J'utilise garageband sur mon ibook, avec 768 de ram, et ça tourne bien.
Maintenant, si tu as les moyens financiers pour mettre une barrette de 1 go, fais le, mais je ne suis pas sûr que tu y gagneras beaucoup, si  tu fais tourner garage tout seul. 
Si en même temps tu es sur internet, tu envoies tes mails, tu fais des retouches photos, alors tu auras besoin de la barrette de d'un go.


----------



## GraiggyMac (12 Janvier 2005)

Hey,

j'ai achete le mien y'a 15 jours et j'ai hesite a mettre  1Go de plus  directement en l'achetant ...
j'ai fait un tour des sites et j'ai vu que la barrette certifie apple chez Macway etait a environ 300¤ alors que l'option 1Go sur Apple Store est quand meme a 600¤ .. une certaine difference quand meme
bon j'avoue que je viens de recevoir ma barrette et qu'elle ne fonctionne pas (mais c'est peut etre de ma faute)  donc c'est vrai que si l'argent n'est pas un probleme prend la chez Apple au moins c'est eux qui la monte .. sinon tu peux essayer comme moi .. y'a pas de raison que ca ne marche y'a plein de gens qui rajoute eux meme leurs barrettes 

Graig


----------



## Anonyme (12 Janvier 2005)

Rajouté 512 Mo c'est suffisant, mais bon quand on peut se permettre de rajouter 1 Go, alors pourquoi s'en priver.


----------



## RSD (12 Janvier 2005)

Je me suis pas mal renseigner à ce sujet la semaine dernière, car je compte acheter très prochainement un Ibook.
 Pour résumer tout les conseils que j'ai eu :

 - Il ne sert à rien d'acheter de la Ram APPLE, elle est bien trop cher, dirige toi chez des marque tel que Corsair, Kingston ou Crucial (dispo' chez LDLC RDC...).
 - L'installation est apparement très facile et tout est indiquer sur le manuel livré avec le book, l'installation ne fait pas sauter la garantie.
 - Personnellement je pense prendre 512 (98¤) plûtôt que 1Go (280¤) à cause du prix... Et pourquoi pas 2*512...? (-de 200¤).

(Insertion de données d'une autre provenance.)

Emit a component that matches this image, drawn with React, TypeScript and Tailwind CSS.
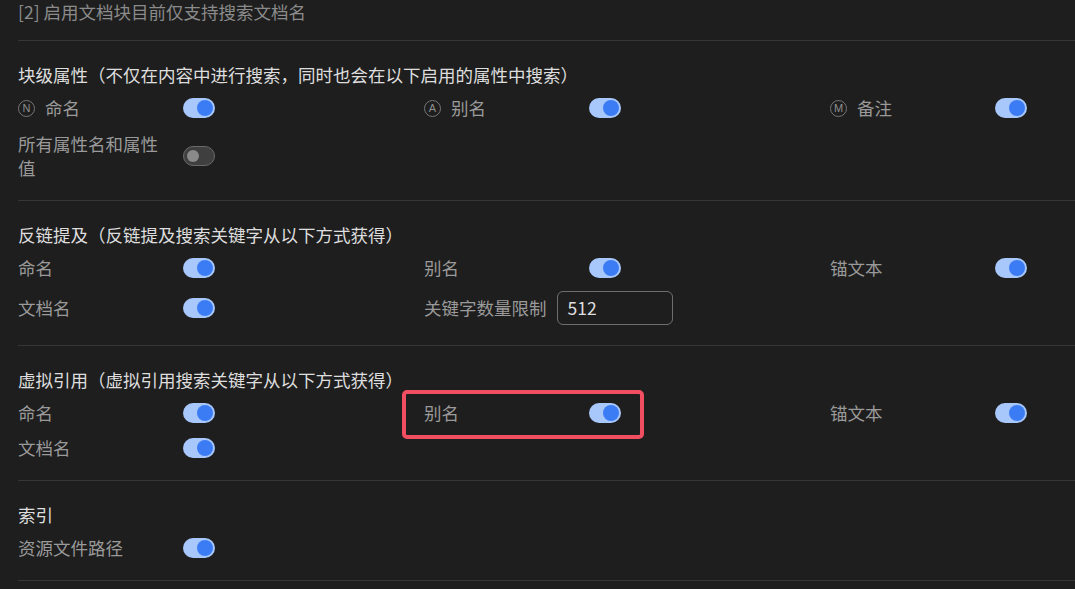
import React from 'react'

type Item = {
  label: string
  icon?: string
  on?: boolean
  input?: string
  wrap?: boolean
}

const Toggle: React.FC<{ on?: boolean }> = ({ on }) =>
  on ? (
    <div className="w-8 h-5 rounded-full bg-[#a8c7fa] flex items-center justify-end px-[2px] shrink-0">
      <div className="w-4 h-4 rounded-full bg-[#3b7cf5]" />
    </div>
  ) : (
    <div className="w-8 h-5 rounded-full bg-[#3f3f3f] border border-[#6a6a6a] flex items-center pl-[3px] shrink-0">
      <div className="w-3 h-3 rounded-full bg-[#8a8a8a]" />
    </div>
  )

const Circled: React.FC<{ ch: string }> = ({ ch }) => (
  <span className="w-[17px] h-[17px] rounded-full border border-[#767676] text-[#8e8e8e] text-[11px] leading-none flex items-center justify-center shrink-0 font-['Liberation_Sans',sans-serif]">
    {ch}
  </span>
)

const Row: React.FC<{ item: Item }> = ({ item }) => {
  if (item.input !== undefined) {
    return (
      <div className="flex items-center gap-[10px]">
        <span className="text-[#9a9a9a] leading-6">{item.label}</span>
        <div className="w-[116px] h-[34px] border border-[#6e6e6e] rounded-[6px] px-[10px] flex items-center text-[#dedede]">
          {item.input}
        </div>
      </div>
    )
  }
  return (
    <div className={`flex items-center ${item.wrap ? 'pt-px' : ''}`}>
      <div className="w-[165px] flex items-center gap-[10px] pr-5">
        {item.icon && <Circled ch={item.icon} />}
        <span className="text-[#9a9a9a] leading-6">{item.label}</span>
      </div>
      <Toggle on={item.on} />
    </div>
  )
}

const Section: React.FC<{ title: string; items: Item[] }> = ({ title, items }) => (
  <div className="border-t border-[#363636] pt-[22px] pb-5">
    <h3 className="text-[#dedede] leading-6 whitespace-nowrap">{title}</h3>
    <div className="mt-[9px] grid grid-cols-[406px_406px_406px] gap-y-[11px]">
      {items.map((it, i) => (
        <Row key={i} item={it} />
      ))}
    </div>
  </div>
)

const App: React.FC = () => {
  return (
    <div className="relative w-[1075px] h-[589px] overflow-hidden bg-[#1e1e1e] text-[17.5px] font-['Noto_Sans_CJK_SC',sans-serif]">
      <div className="pl-[18px] w-[1300px]">
        <div className="pb-4 leading-6 text-[#8b8b8b]">
          [2] 启用文档块目前仅支持搜索文档名
        </div>

        <Section
          title="块级属性（不仅在内容中进行搜索，同时也会在以下启用的属性中搜索）"
          items={[
            { label: '命名', icon: 'N', on: true },
            { label: '别名', icon: 'A', on: true },
            { label: '备注', icon: 'M', on: true },
            { label: '所有属性名和属性值', on: false, wrap: true },
          ]}
        />

        <Section
          title="反链提及（反链提及搜索关键字从以下方式获得）"
          items={[
            { label: '命名', on: true },
            { label: '别名', on: true },
            { label: '锚文本', on: true },
            { label: '文档名', on: true },
            { label: '关键字数量限制', input: '512' },
          ]}
        />

        <Section
          title="虚拟引用（虚拟引用搜索关键字从以下方式获得）"
          items={[
            { label: '命名', on: true },
            { label: '别名', on: true },
            { label: '锚文本', on: true },
            { label: '文档名', on: true },
          ]}
        />

        <Section title="索引" items={[{ label: '资源文件路径', on: true }]} />

        <div className="border-t border-[#363636] h-4" />
      </div>

      {/* highlight annotation */}
      <div className="absolute left-[402px] top-[390px] w-[242px] h-[49px] border-4 border-[#f24e62] rounded-[5px]" />
    </div>
  )
}

export default App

 Voilà tout, moi je me tate encore à attendre Tiger encore, qu'est ce qui t'as motivé personnellement à ne pas attendre la Mah de l'OS...?

 ++


----------



## GraiggyMac (12 Janvier 2005)

Hey,

pour moi j'avais un besoin urgent de me remettre a la musique .. et GarageBand m'a bien plus a l'Apple Expo de Paris, je me voyais pas replonger dans des logiciels comme Samplitude ou ProTools ... 
Pour la sortie de Tiger, d'apres mes dernieres lectures elle est prevue pour premier semestre 2005 donc surement plutot vers Juin que Janvier ... j'en pouvais plus d'attendre ..et pis il faut se jetter a l'eau a un moment ou un autre .. LOL
de plus ca va j'ai pu recuperer 100¤ sur mes achats grace a la baisse des prix de chez Apple .. iBook et iSight ..
peu de commerce le font .. et ca je tiens a le souligner ...

Graig


----------



## Anonyme (12 Janvier 2005)

En tout cas, je sais que quand je vais prendre mon iBook 12", étant donné que ce sera une machine d'appoint, je ne rajouterai que 512 Mo dessus.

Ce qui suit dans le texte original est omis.